The Statue of Liberty stands in New York harbor with the New York City skyline in the background.
The Statue of Liberty stands in New York harbor with the New York City skyline in the background. AP

A state lawmaker from upstate New York has proposed splitting the state into three self-governing regions, while still remaining one state.

Republican Assemblyman David DiPietro of East Aurora introduced the bill last month to “finally unshackle the regions of New York that are subjected to decisions and rule from New York City,” according to a news release. The proposal would amend the state’s constitution to set up one autonomous region for New York City’s five boroughs, a second for the rest of Long Island and suburban Rockland and Westchester counties, and then a third region for all of upstate New York.

“It’s time to let people go their own way,” DiPietro said in a statement. “Upstate New Yorkers and Long Islanders have long been subjected to the whim of New York City politicians who don’t understand our way of life.”

University of Tennessee law professor Glenn Reynolds said the fact that New York would remain a single state under the legislation means that — unlike most other state-splitting ideas — this one wouldn’t need federal approval to move forward because it doesn’t involve secession, the New York Post reports.

“It’s a clever solution,” Reynolds said, according to the Post. “Having three states in one solves a lot of these problems.”

The New York proposal would give each region its own governor, court system and legislature — but there would still be a state governor, as well as federal elected officials spread across the whole state. The bill would limit the number of U.S. congressional districts that cross regional borders to three, according to the text of the legislation.

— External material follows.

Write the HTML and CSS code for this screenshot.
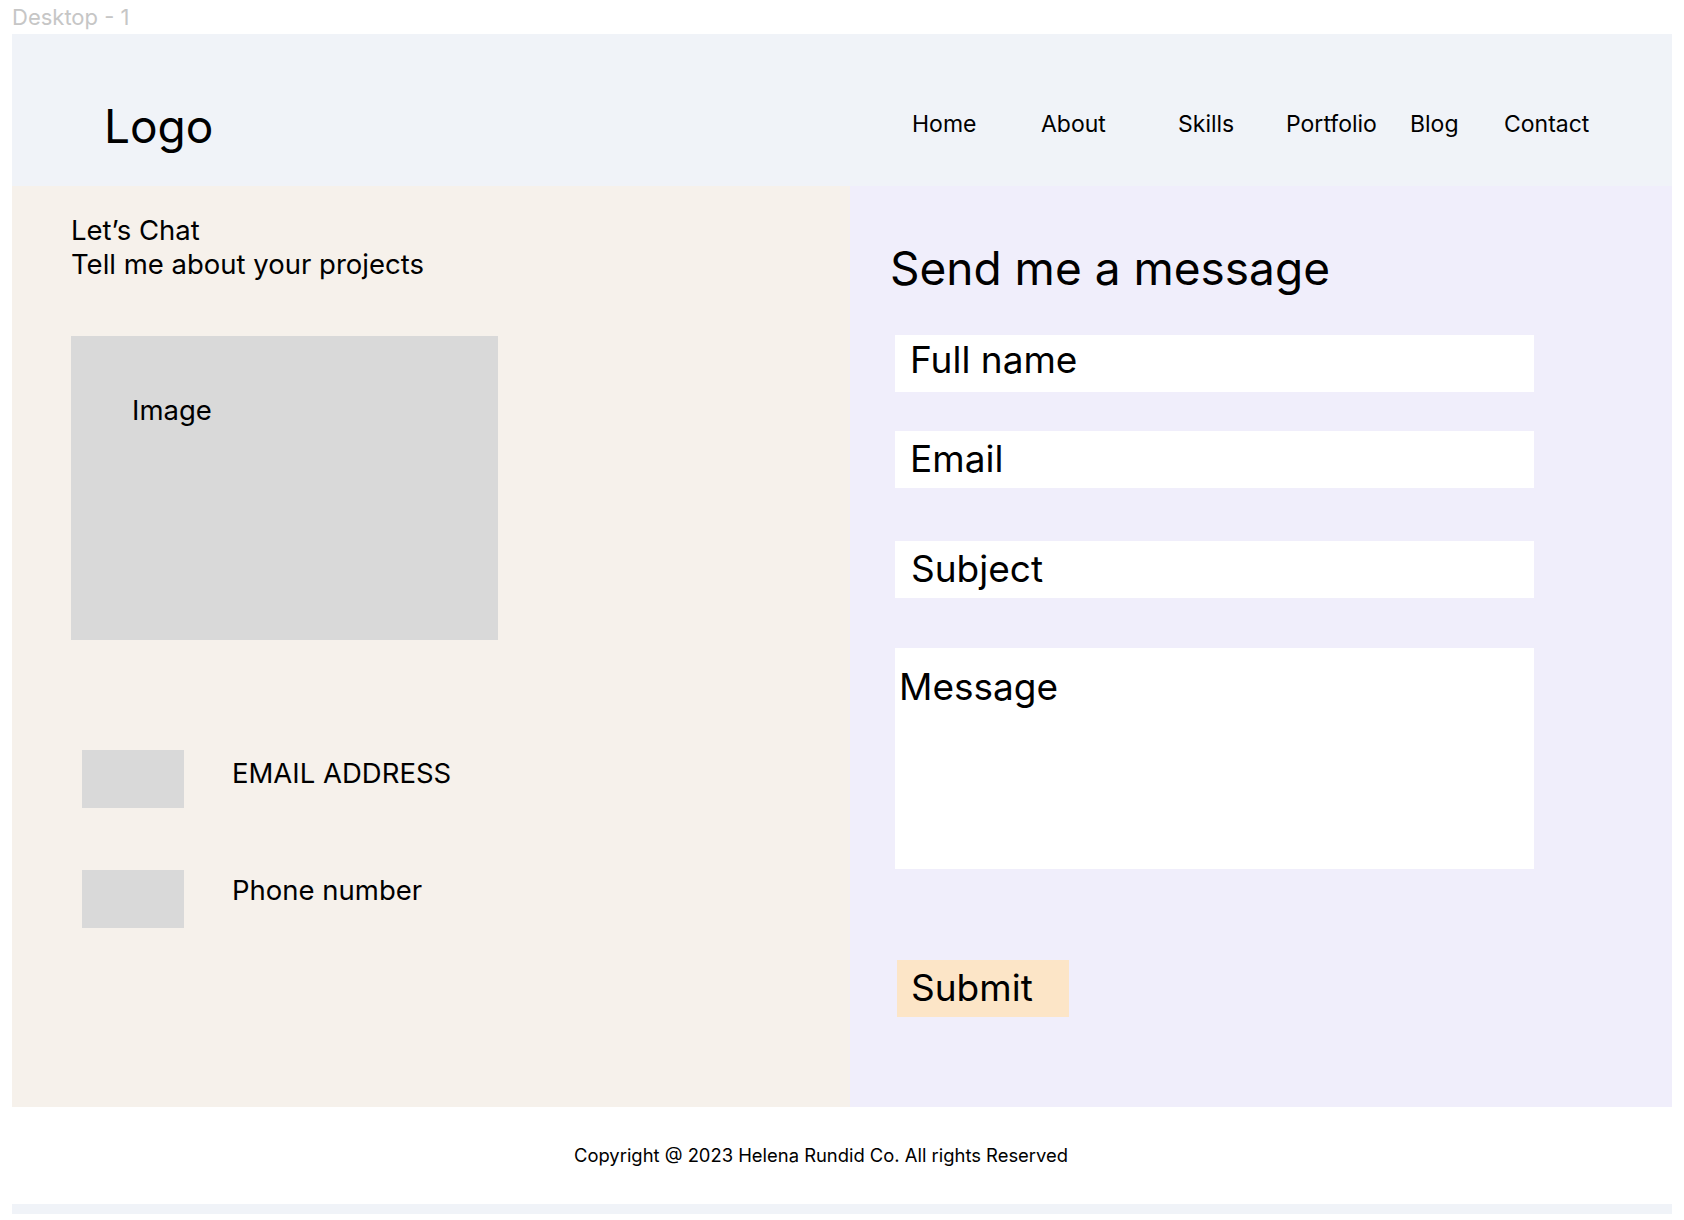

Similar proposals have been floated in California and Illinois. California’s Supreme Court removed a proposal to break the Golden State in three last year before it could appear on the ballot, the Sacramento Bee reported, while Illinois lawmakers introduced legislation this year asking Congress to make Chicago its own state. Some have even proposed a “Calexit” in which California would secede from the United States entirely, McClatchy reported in 2017.

This video describes a proposal to allow California to split from the United States.

DiPietro said in a statement about the New York proposal that “we deserve to govern ourselves as is our God-given right. Split the state, the people deserve and demand it.”

Earlier this year, another Republican in New York’s legislature introduced a bill to study the idea of splitting the state into two.

“Many are asking whether both regions would be better off as separate entities,” Republican state Sen. Daphne Jordan said in a statement. “My legislation would address this by creating a working group that would study — and I emphasize study — the short- and long-term economic ramifications, including economic opportunities, of splitting the state.”

John Bergener, chair of the Divide NYS Caucus that helped create the plan DiPietro introduced, said the idea is “finally getting traction,” according to The Washington Times.

But an adviser to New York’s Democratic Gov. Andrew Cuomo dismissed Republicans’ state-splitting ideas, The Times reports.

“It’s the sort of divisive, unserious and sad pandering that was easy pickings for (Comedy Central’s) ‘The Daily Show,’” senior adviser Rich Azzopardi wrote in an email, according to The Times — an apparent reference to a 2009 segment in which comedian Samantha Bee interviews a lawmaker and others who want Long Island to break off and become its own state.

DiPietro said upstate New York would be “redder than Texas” if it became its own entity, WIVB reports.